We can then filter the relevant tweets, e.g., by checking for the key created_at, and thereby ignore “delete” statements and status messages (though I have to check if this is really necessary):

tweets = FILTER records BY json#'created_at' IS NOT NULL;

Finally, we can store the tuples in Elasticsearch:

STORE tweets INTO '$INDEX' USING org.elasticsearch.hadoop.pig.EsStorage
         ('es.http.timeout = 5m', 'es.index.auto.create = true', 'es.nodes = $HOST' );

Problems with that approach #

Indexing one day of data using that approach with the script load_elasticsearch.pig was no problem (and took just some minutes). However, the indexed documents do not contain any data:

./elasticsearch.sh  -D KYqKK5rqRZWu49HpRlZhnA twitter_test_rja
querying index twitter_test_rja for doc KYqKK5rqRZWu49HpRlZhnA
{
  "_index" : "twitter_test_rja",
  "_type" : "tweet",
  "_id" : "KYqKK5rqRZWu49HpRlZhnA",
  "exists" : false
}

I could not find the reason for that problem, yet. Suggestions are welcome! This basically means that this approach is not feasible.

Nevertheless, I tested the script for one month of data where it failed after 50% due to node failures:

Could not write all entries [384/16000] (maybe ES was overloaded?).
Bailing out...

and some lines like

node05.ib_8041:2015-03-12 14:54:54,474 ERROR [main] org.elasticsearch.hadoop.rest.NetworkClient: Node [Read timed out] failed (10.10.1.5:9201); selected next node [10.10.1.2:9201]

in the log files.

Given that the load and memory consumption were not too high on the nodes I wonder what the reason could have been?

Finally, the script does currently not work when I have created an Elasticsearch index using the optimized configuration as described above. When I use it, I get errors like

Error: org.elasticsearch.hadoop.rest.EsHadoopInvalidRequest: Found unrecoverable error [failed to parse doc to extract routing/timestamp/id]; Bailing out..

These problems have been described here and here and they are caused by the missing data, as described before.
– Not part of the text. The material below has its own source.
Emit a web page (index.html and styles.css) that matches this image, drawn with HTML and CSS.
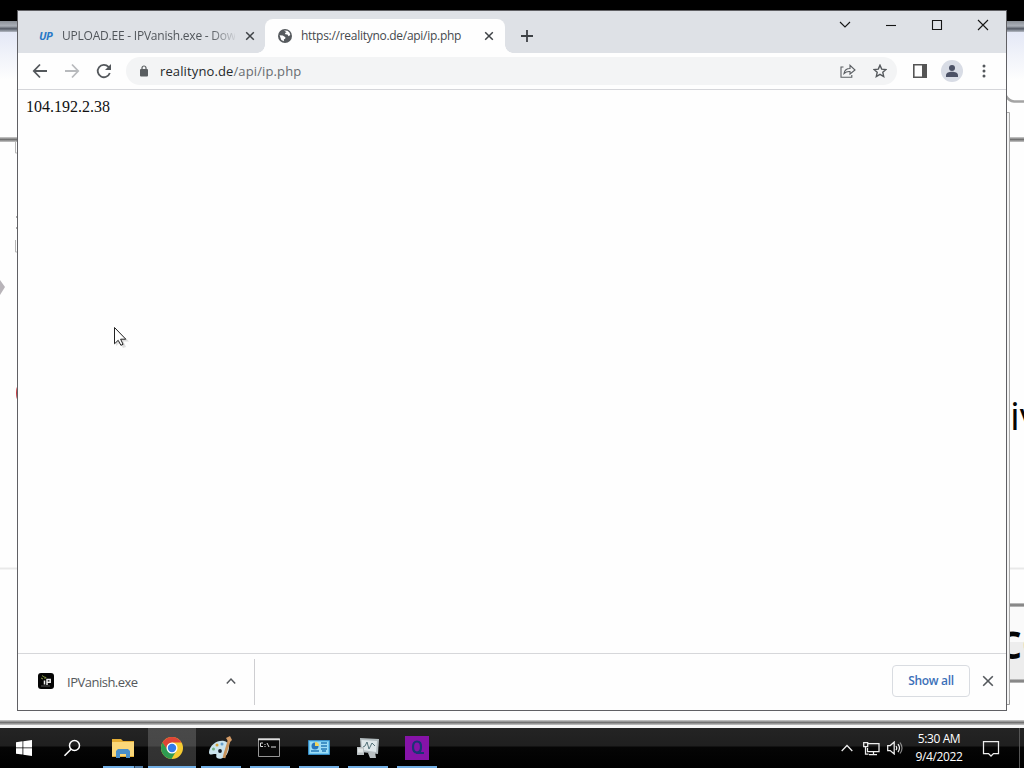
FILE: index.html
```html
<!DOCTYPE html>
<html lang="en">
<head>
<meta charset="utf-8">
<title>Desktop</title>
<link rel="stylesheet" href="styles.css">
</head>
<body>
<div class="desktop">
  <svg class="backdrop" width="1024" height="728" viewBox="0 0 1024 728">
    <defs>
      <linearGradient id="sky" x1="0" y1="0" x2="0" y2="1"><stop offset="0" stop-color="#e4e8f6"/><stop offset="1" stop-color="#fefefe"/></linearGradient>
      <linearGradient id="bar" x1="0" y1="0" x2="0" y2="1"><stop offset="0" stop-color="#8b9097"/><stop offset=".45" stop-color="#abb0b8"/><stop offset=".7" stop-color="#555b66"/><stop offset="1" stop-color="#b4b9c3"/></linearGradient>
      <linearGradient id="line" x1="0" y1="0" x2="0" y2="1"><stop offset="0" stop-color="#d0d0d0"/><stop offset=".5" stop-color="#727272"/><stop offset="1" stop-color="#c8c8c8"/></linearGradient>
    </defs>
    <rect width="1024" height="728" fill="#fefefe"/>
    <rect width="1024" height="22" fill="#000"/>
    <rect y="21" width="1024" height="11" fill="url(#bar)"/>
    <rect y="32" width="1024" height="48" fill="url(#sky)"/>
    <rect y="137" width="1024" height="5" fill="url(#line)"/>
    <path d="M1006 96q3 5 8 5.500h10" fill="none" stroke="#a4a4a4" stroke-width="2.500"/>
    <path d="M15.500 142v11h2M15.500 240v12h2" fill="none" stroke="#b5b5b5"/>
    <path d="M16 217h1M16 228h1" stroke="#aaa" stroke-width="2"/>
    <path d="M0 280l5 7-5 8z" fill="#b8b4b9"/>
    <ellipse cx="18" cy="393" rx="2" ry="7" fill="#c33b42"/>
    <path d="M0 568.500h17M1010 568.500h14" stroke="#e9e9e9" stroke-width="2"/>
    <rect x="1007" y="607" width="17" height="75" fill="#ededed"/>
    <rect x="1007" y="607" width="17" height="35" fill="#fafafa"/>
    <rect x="1007" y="603" width="17" height="4" fill="url(#line)"/>
    <rect x="1007" y="679" width="17" height="4" fill="url(#line)"/>
    <text class="clipped-word medium" x="1010" y="430" font-size="39">iv</text>
    <text class="clipped-word heavy" x="998" y="659" font-size="48">co</text>
    <path d="M1008 112v592" stroke="#f4f4f4" stroke-width="2"/>
    <path d="M1009.500 704V112.500h-3" fill="none" stroke="#aaa"/>
    <path d="M1009.500 700v4.500h-4" fill="none" stroke="#999"/>
    <rect y="720" width="1024" height="5" fill="url(#line)"/>
    <rect y="725" width="1024" height="3" fill="#f6f6f6"/>
  </svg>

  <main class="window">
    <header class="tabstrip">
      <div class="tab tab-idle">
        <span class="up-logo">UP</span>
        <span class="tab-title faded">UPLOAD.EE - IPVanish.exe - Download</span>
        <svg class="tab-close" width="10" height="10" viewBox="0 0 10 10"><path d="M1.200 1.200l7.600 7.600M8.800 1.200L1.200 8.800"/></svg>
      </div>
      <div class="tab tab-active">
        <svg class="globe" width="14" height="14" viewBox="0 0 14 14"><circle cx="7" cy="7" r="7" fill="#565a5e"/><path d="M6 1.600 9.500 1.700 11.500 3.600 12.300 6 10.500 7.300 9.500 5.600 7.300 5.300 7 4 8.500 3.200z" fill="#fff"/><path d="M1.600 6.300 4.800 6.600 7.400 8.200 7.200 9.700 5.900 10.200 5.900 12.300 3.300 10.900z" fill="#fff"/></svg>
        <span class="tab-title url-title">https://realityno.de/api/ip.php</span>
        <svg class="tab-close" width="10" height="10" viewBox="0 0 10 10"><path d="M1.200 1.200l7.600 7.600M8.800 1.200L1.200 8.800"/></svg>
      </div>
      <svg class="new-tab" width="12" height="12" viewBox="0 0 12 12"><path d="M6 0v12M0 6h12"/></svg>
      <div class="controls">
        <svg viewBox="0 0 12 12"><path d="M1 4l5 5 5-5"/></svg>
        <svg viewBox="0 0 12 12"><path d="M1 7.500h10"/></svg>
        <svg viewBox="0 0 12 12"><path d="M1.500 2.500h9v9h-9z"/></svg>
        <svg viewBox="0 0 12 12"><path d="M1 2l10 10M11 2L1 12"/></svg>
      </div>
    </header>

    <div class="toolbar">
      <div class="nav">
        <svg width="16" height="16" viewBox="0 0 16 16"><path d="M15 8H2M8 1.500 1.800 8 8 14.500"/></svg>
        <svg class="dim" width="16" height="16" viewBox="0 0 16 16"><path d="M1 8h13M8 1.500 14.200 8 8 14.500"/></svg>
        <svg width="16" height="16" viewBox="0 0 16 16"><path d="M13.800 10A6.200 6.200 0 1 1 12.500 3.800L14 5.500"/><path d="M15 1v6H9z" fill="#54585c" stroke="none"/></svg>
      </div>
      <div class="omnibox">
        <svg width="8" height="12" viewBox="0 0 8 12"><rect y="4" width="8" height="7.500" rx="1" fill="#595d60"/><path d="M2 4.500V3a2 2 0 0 1 4 0v1.500" fill="none" stroke="#595d60" stroke-width="1.200"/></svg>
        <span class="address">realityno.de<span class="path">/api/ip.php</span></span>
        <svg class="share" width="16" height="14" viewBox="0 0 16 14"><path d="M3.500 3H1v10.300h10.800V11"/><path d="M4 9.500C4.500 6.500 6.500 4.500 10 4.500V1.300L15 6l-5 4V7.500C7.500 7.300 5.500 8 4 9.500z"/></svg>
        <svg class="star" width="14" height="14" viewBox="0 0 14 14"><path d="M7 1.200l1.700 3.900 4.300.4-3.200 2.800.9 4.200L7 10.300l-3.700 2.200.9-4.200L1 5.500l4.300-.4z"/></svg>
      </div>
      <svg class="panel" width="14" height="14" viewBox="0 0 14 14"><path d="M.8.800h12.400v12.400H.8z" fill="none" stroke="#555" stroke-width="1.600"/><path d="M9 0h5v14H9z" fill="#555"/></svg>
      <svg class="avatar" width="22" height="22" viewBox="0 0 22 22"><circle cx="11" cy="11" r="11" fill="#d8dce5"/><circle cx="11" cy="8" r="3" fill="#4b5165"/><path d="M5 17v-1.500c0-2.800 3-3.700 6-3.700s6 .9 6 3.700V17z" fill="#4b5165"/></svg>
      <svg class="dots" width="4" height="14" viewBox="0 0 4 14"><circle cx="2" cy="2" r="1.500"/><circle cx="2" cy="7" r="1.500"/><circle cx="2" cy="12" r="1.500"/></svg>
    </div>

    <section class="page">104.192.2.38</section>

    <footer class="shelf">
      <div class="download">
        <svg width="16" height="16" viewBox="0 0 16 16"><rect width="16" height="16" rx="3" fill="#050505"/><path d="M4 2.500 6 4l2 .5L6.500 6M3 5l2 1" fill="none" stroke="#8a9c45"/><path d="M6.500 7.500v4M9 12V6.500h3.200v2.700H9" fill="none" stroke="#eee" stroke-width="1.500"/><path d="M3 13h9" stroke="#777" stroke-width=".7"/></svg>
        <span class="filename">IPVanish.exe</span>
        <svg class="chevron" width="10" height="8" viewBox="0 0 10 8"><path d="M.8 6.500 5 2l4.200 4.500"/></svg>
      </div>
      <button class="show-all">Show all</button>
      <svg class="shelf-close" width="12" height="12" viewBox="0 0 12 12"><path d="M1.200 1.200l9.600 9.600M10.800 1.200l-9.600 9.600"/></svg>
    </footer>
  </main>

  <svg class="cursor" width="18" height="24" viewBox="0 0 18 24"><path d="M3 3v17l4-3.500 3 5.500 3-1-2.500-5.500H16z" fill="#bbb" opacity=".45"/><path d="M1.500 1.500v16.300l3.700-3.500 2.700 5 2.200-1-2.500-5.100h5.200z" fill="#fff" stroke="#222"/></svg>

  <nav class="taskbar">
    <div class="launch"><svg width="16" height="16" viewBox="0 0 16 16" fill="#fff"><path d="M0 2.300 6.500 1.300v6.200H0zM7.300 1.200 16 0v7.500H7.300zM0 8.300h6.500v6.300L0 13.700zM7.300 8.300H16V16l-8.700-1.300z"/></svg></div>
    <div class="launch"><svg width="18" height="18" viewBox="0 0 18 18" fill="none" stroke="#fff" stroke-width="1.500"><circle cx="11.500" cy="6.500" r="5"/><path d="M8 10.200 1.500 16.800"/></svg></div>
    <div class="apps">
      <div class="app stacked"><svg viewBox="0 0 24 24"><path d="M1 3h9l2 2h11v16H1z" fill="#e5ae36"/><path d="M1 6h22v14H1z" fill="#fad779"/><path d="M5 22v-7l2-2h10l2 2v7h-4v-4H9v4z" fill="#4a8fc8"/></svg></div>
      <div class="app current"><svg viewBox="0 0 24 24"><circle cx="12" cy="12" r="11" fill="#f6cb32"/><path d="M2.500 6.500A11 11 0 0 1 21.500 6.500H12L7 14z" fill="#df4537"/><path d="M2.500 6.500A11 11 0 0 0 11.500 23l5-8.500H8z" fill="#2e9b51"/><circle cx="12" cy="12" r="5.500" fill="#fff"/><circle cx="12" cy="12" r="4.200" fill="#347bea"/></svg></div>
      <div class="app"><svg viewBox="0 0 24 24"><path d="M0 16C1 9 8 4 15 5c5 1 6 6 4 11-2 6-8 8-11 6-2-2 1-4-2-4-3 0-6 2-6-2z" fill="#cbe3ed"/><circle cx="4.500" cy="13" r="1.500" fill="#76b483"/><circle cx="8" cy="9" r="1.500" fill="#d6a33b"/><circle cx="13" cy="8" r="1.500" fill="#6a9fca"/><circle cx="11" cy="15" r="1.900" fill="#151d28"/><path d="M20 5l-4 13-1 4" fill="none" stroke="#c9945c" stroke-width="2.800"/><path d="M17 2l4-2 2 4-3 3z" fill="#d49b66"/></svg></div>
      <div class="app console"><svg viewBox="0 0 24 24"><path d="M1.500 2.500h21v18h-21z" fill="#080808" stroke="#969696"/><path d="M1 3.500h22" stroke="#ddd" stroke-width="1.500"/><path d="M6 7H3.500v3.500H6M8 8v1M8 10v1M10 7l2 4M14 11h5" fill="none" stroke="#ddd"/></svg></div>
      <div class="app"><svg viewBox="0 0 24 24"><path d="M1.500 4.500h21v14h-21z" fill="#6fc6ee" stroke="#378bc4"/><path d="M3 6h18v11H3z" fill="#9ddcf6"/><circle cx="8" cy="10" r="3.500" fill="#2976ba"/><path d="M8 10V6a4 4 0 0 1 4 4z" fill="#f2d55b"/><path d="M14 7h6M14 10h6M14 13h6M4 15h8M15 15h4" stroke="#2479b7" stroke-width="1.500"/></svg></div>
      <div class="app"><svg viewBox="0 0 24 24"><path d="M4 2l19 1-1 15-17-2z" fill="#b4bdc0"/><path d="M5.500 4l15.500 1-1 11-14-2z" fill="#dfe7e9"/><path d="M7 11l2-1 2-4 2 7 3-6 3 3" fill="none" stroke="#547279"/><path d="M1 11h7v8H1zM12 17l7-1 1 6h-6z" fill="#b9c0c2"/><path d="M2 12.500h5v4H2z" fill="#e0e5e5"/></svg></div>
      <div class="app"><svg viewBox="0 0 24 24"><path d="M0 0h24v24H0z" fill="#8613a8"/><path d="M12 5.500c-3 0-4 2-4 5.500s1 5.500 4 5.500 4-2 4-5.500-1-5.500-4-5.500zM11 17h8" fill="none" stroke="#193575" stroke-width="2.200"/></svg></div>
    </div>
    <div class="tray">
      <svg width="12" height="8" viewBox="0 0 12 8"><path d="M.7 7 6 1.500 11.300 7"/></svg>
      <svg width="17" height="15" viewBox="0 0 17 15"><path d="M5 2.500h11v8H4.500V7M10.500 10.500V14M6 13.500h8M.7 1.500h4v4h-4zM2.500 5.500V13h3"/></svg>
      <svg width="16" height="14" viewBox="0 0 16 14"><path d="M.7 4.500h2.500l4-3.500v12l-4-3.500H.7zM9 5q1.500 2 0 4M11 3q3 4 0 8"/><path d="M13 1.500q4 5.500 0 11" opacity=".55"/></svg>
    </div>
    <div class="clock"><span>5:30 AM</span><span class="date">9/4/2022</span></div>
    <svg class="notice" width="18" height="18" viewBox="0 0 18 18"><path d="M1.500 1.500h15v12h-5L9 16l-2.500-2.500h-5z"/></svg>
    <span class="peek"></span>
  </nav>
</div>
</body>
</html>
```

FILE: styles.css
```css
* { box-sizing: border-box; }
body { margin: 0; overflow: hidden; font-family: "Open Sans", "Noto Sans", sans-serif; }
svg { flex: none; display: block; }
.desktop { position: relative; width: 1024px; height: 768px; display: flex; flex-direction: column; background: #fff; }
.backdrop { width: 1024px; height: 728px; }
.clipped-word { font-family: "Open Sans", sans-serif; fill: #050505; }
.medium { font-weight: 500; }
.heavy { font-weight: 600; }

.window { position: absolute; left: 17px; top: 10px; width: 990px; height: 701px; border: 1px solid #606064; background: #fefefe; display: flex; flex-direction: column; }
.tabstrip { height: 42px; background: #dee1e6; display: flex; align-items: flex-end; flex: none; }
.tab { height: 34px; display: flex; align-items: center; font-size: 12px; color: #45494d; }
.tab-idle { width: 247px; padding-left: 21px; }
.up-logo { width: 23px; padding-bottom: 1px; font: italic bold 11px "Open Sans", sans-serif; letter-spacing: -.7px; color: #2878c7; }
.tab-title { white-space: nowrap; line-height: 18px; }
.faded { width: 173px; overflow: hidden; letter-spacing: -.22px; color: #51565b; -webkit-mask-image: linear-gradient(90deg, #000 148px, transparent 176px); mask-image: linear-gradient(90deg, #000 148px, transparent 176px); }
.tab-close { margin-left: auto; stroke: #3e4246; stroke-width: 1.5; fill: none; }
.tab-idle .tab-close { margin-left: 10px; }
.tab-active { position: relative; width: 240px; padding: 0 11px 0 13px; background: #fefefe; border-radius: 8px 8px 0 0; }
.tab-active::before, .tab-active::after { content: ""; position: absolute; bottom: 0; width: 8px; height: 8px; }
.tab-active::before { left: -8px; background: radial-gradient(circle at 0 0, transparent 7.5px, #fefefe 8px); }
.tab-active::after { right: -8px; background: radial-gradient(circle at 100% 0, transparent 7.5px, #fefefe 8px); }
.url-title { margin-left: 9px; letter-spacing: -.28px; }
.new-tab { margin: 0 0 11px 16px; stroke: #3d4145; stroke-width: 1.8; }
.controls { align-self: flex-start; margin: 7px 17px 0 auto; display: flex; gap: 34px; }
.controls svg { width: 12px; height: 12px; fill: none; stroke: #151515; stroke-width: 1.1; overflow: visible; }

.toolbar { height: 37px; flex: none; display: flex; align-items: center; border-bottom: 1px solid #d5d6da; padding: 0 20px 0 14px; }
.nav { display: flex; gap: 16px; }
.nav svg { fill: none; stroke: #54585c; stroke-width: 1.8; }
.nav .dim { stroke: #b8babd; }
.omnibox { width: 771px; height: 28px; margin-left: 14px; padding: 0 10px 0 14px; border-radius: 14px; background: #f3f4f5; display: flex; align-items: center; }
.address { margin-left: 12px; font-size: 13px; letter-spacing: .12px; color: #25282b; line-height: 20px; white-space: nowrap; }
.path { color: #686c70; }
.share { margin-left: auto; fill: none; stroke: #5b5f63; stroke-width: 1.1; }
.star { margin-left: 17px; fill: none; stroke: #54585c; stroke-width: 1.4; }
.panel { margin-left: 16px; }
.avatar { margin-left: 14px; }
.dots { margin-left: auto; fill: #54585c; }
.page { flex: 1; padding: 8px; font: 16px/18px "Liberation Serif", serif; color: #111; }

.shelf { height: 57px; flex: none; border-top: 1px solid #d6d7da; display: flex; align-items: center; padding-right: 12px; }
.download { width: 237px; height: 46px; padding: 0 18px 2px 20px; border-right: 1px solid #ceced1; display: flex; align-items: center; }
.filename { margin-left: 13px; padding-top: 2px; font-size: 13px; letter-spacing: -.5px; color: #55585c; }
.chevron { margin-left: auto; fill: none; stroke: #54585c; stroke-width: 1.5; }
.show-all { width: 78px; height: 32px; margin: 0 12px 3px auto; padding: 0 0 1px; border: 1px solid #d9dce1; border-radius: 4px; background: #fefefe; color: #3c70b8; font: 600 12px "Open Sans", sans-serif; letter-spacing: -.3px; }
.shelf-close { margin-bottom: 2px; stroke: #54585c; stroke-width: 1.6; }
.cursor { position: absolute; left: 113px; top: 326px; }

.taskbar { height: 40px; display: flex; background: linear-gradient(#242424 0, #1f1f1f 18px, #050505 19px, #000 100%); }
.launch { width: 48px; display: flex; align-items: center; justify-content: center; }
.apps { margin-left: 3px; display: flex; gap: 1px; }
.app { width: 48px; display: flex; flex-direction: column; align-items: center; justify-content: space-between; padding-top: 8px; }
.app svg { width: 24px; height: 24px; }
.app::after { content: ""; width: 40px; height: 2px; background: #72afe5; }
.stacked::after { background: linear-gradient(90deg, #72afe5 31px, #263f58 31px, #263f58 32px, #557fa8 32px); }
.console svg { margin-right: 2px; }
.current { background: linear-gradient(#494949 0, #474747 18px, #333 19px, #303030 100%); }
.current::after { width: 48px; }
.tray { margin-left: auto; display: flex; align-items: center; gap: 7px; }
.tray svg, .notice { fill: none; stroke: #eee; stroke-width: 1.25; }
.tray svg:first-child { margin-right: 3px; }
.clock { width: 74px; margin-left: -1px; padding-top: 2px; display: flex; flex-direction: column; align-items: center; color: #fff; font-size: 12px; line-height: 18px; letter-spacing: -.4px; }
.notice { align-self: center; margin: 2px 19px 0 6px; }
.peek { width: 5px; border-left: 1px solid #555; }
```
Another observation I made during debugging was that when I stored a data sample to disk using PigStorage I found that it contained errors, since newlines (\n) were interpreted rather than escaped. Using JsonStorage, however, they were escaped properly. I have not found out, yet, why this happens.

Reading and writing strings #

At first, I thought that parsing the JSON and writing tuples is the preferred way of dealing with the data since it also enables further manipulation (e.g., filtering) within Pig. However, since this does not work, I tried another option: reading the JSON as a plain string and letting Elasticsearch do the parsing (cf. the option es.input.json). Therefore, we load the data as a chararray:

records = LOAD '$DATA' USING PigStorage() AS (json:chararray);

and then filter the lines that contain the tweet data (to ignore the delete statements and the status messages):

tweets = FILTER records BY SUBSTRING(json, 0, 13) == '{"created_at"';

Finally, we store the tuples in Elasticsearch:

STORE tweets INTO '$INDEX' USING org.elasticsearch.hadoop.pig.EsStorage
         ('es.http.timeout = 5m', 'es.index.auto.create = true', 'es.input.json = true', 'es.nodes = $HOST');

The only difference in the last statement compared to the initial approach is that es.input.json is set to true.

That approach indeed worked, even together with the optimized index configuration! As an example:

./elasticsearch.sh  -D 550426718000144384 twitter_test_rja
querying index twitter_test_rja for doc 550426718000144384
{
  "_index" : "twitter_test_rja",
  "_type" : "tweet",
  "_id" : "550426718000144384",
  "_version" : 1,
  "exists" : true, "_source" : {"created_at":"Wed Dec 31 23:02:10 +0000 2014", ...
}

(remaining tweet data omitted for readability)

Indexing one day of data worked without any problems and took around 90 minutes, since just one machine is involved in that case (we have one file per day). I am currently testing how Elasticsearch can deal with a higher load when indexing several files in parallel.

Conclusion #

In principle, the tools to index Twitter data from HDFS with Elasticsearch in a distributed fashion are all available and once they work, the code is very simple and straightforward:

records = LOAD '$DATA' USING PigStorage() AS (json:chararray);
tweets = FILTER records BY SUBSTRING(json, 0, 13) == '{"created_at"';
STORE tweets INTO '$INDEX' USING org.elasticsearch.hadoop.pig.EsStorage ('es.input.json = true', 'es.nodes = $HOST');

However, there are some obstacles one needs to take care of:

Errors in the JSON feed can confuse some JSON parsers and therefore need to be filtered.
Parsing the JSON with Pig and storing the tuples to Elasticsearch did not work.
An optimized index configuration is important.